Recording: Certain documents which effect real estate can be filed in the county where the real estate is located. When the document is filed, the process is called "recording" because a permanent record is made of it. As a result of the recording of a document, if the original of the document is lost or destroyed, a "certified copy" of the document can be obtained from the filing office. This "certified copy" is deemed by law to be as valid and enforceable as the original. Deeds, mortgages and UCC financing statements are filed in the Office of the County Clerk. In four of the five counties of New York City (New York County, Kings County, Queens County, and Bronx County) these documents are filed with the City Register. The recording of a document also give it priority over a similarly recorded document. For example, if person A obtains a mortgage loan from bank B, and a month later obtains another mortgage loan from bank C, if the mortgage document evidencing the loan bank C made was recorded first, bank C’s loan would have priority over bank B’s loan. The practical effect of this is that if person A defaulted in the payment of both loans and both lenders instituted foreclosure proceedings, the proceed of the foreclosure sale would first have to be used to fully pay bank C’s loan, and then if there were money left over from the sale, it would be used to pay bank B’s loan.
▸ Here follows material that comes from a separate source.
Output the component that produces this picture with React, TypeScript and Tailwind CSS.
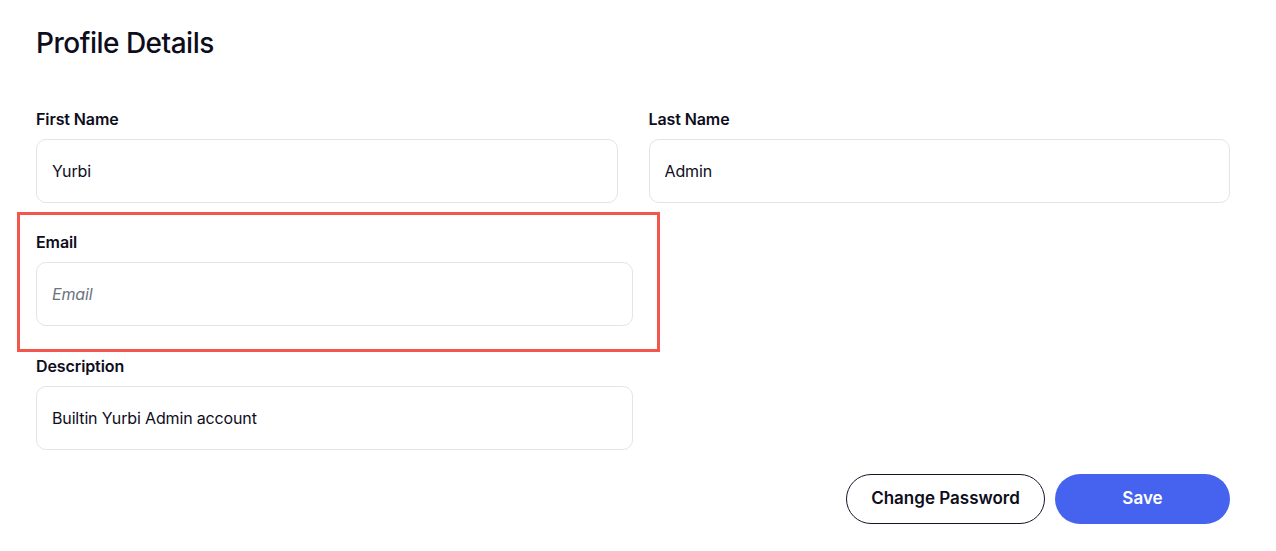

Release of Lien: When a person dies owning real estate in New York, the state automatically has a lien on all real estate owned by that person and which located in the state to guarantee payment of the estate or inheritance taxes. As a result, after the estate or inheritance taxes have been paid, New York State will issue a "Release of Lien" document which will enable the estate to sell the real estate free of the lien for estate taxes.
RESPA: Jump to HUD-1 Settlement Statement.
Reverse Mortgage: The difference between a reverse mortgage and a regular mortgage is how the proceeds of the mortgage loan are disbursed to the borrower. In a regular mortgage, the borrower gets the entire loan proceeds when the loan is taken, and then must pay it back in monthly installments over the life of the loan. In a reverse mortgage, the lender does not turn over the entire loan proceeds when the loan is taken, but instead, pays the borrower monthly amounts which don't have to be paid back until the end of the loan term.
Restriction: A limitation on the use and enjoyment of real property. Restrictions are often recited in either a deed or a lease.
Right of Way: This term generally refers to the right to pass over the land of another. Being granted a right of way does not convey an ownership interest, but merely a limited right for the use of land.
Riparian Rights: The rights of land owners whose property adjoins a river or stream, which relate to the ownership of, use and enjoyment of the land under the water and the water itself.
RPT (Real Property Transfer): Jump to Transfer Taxes (New York City).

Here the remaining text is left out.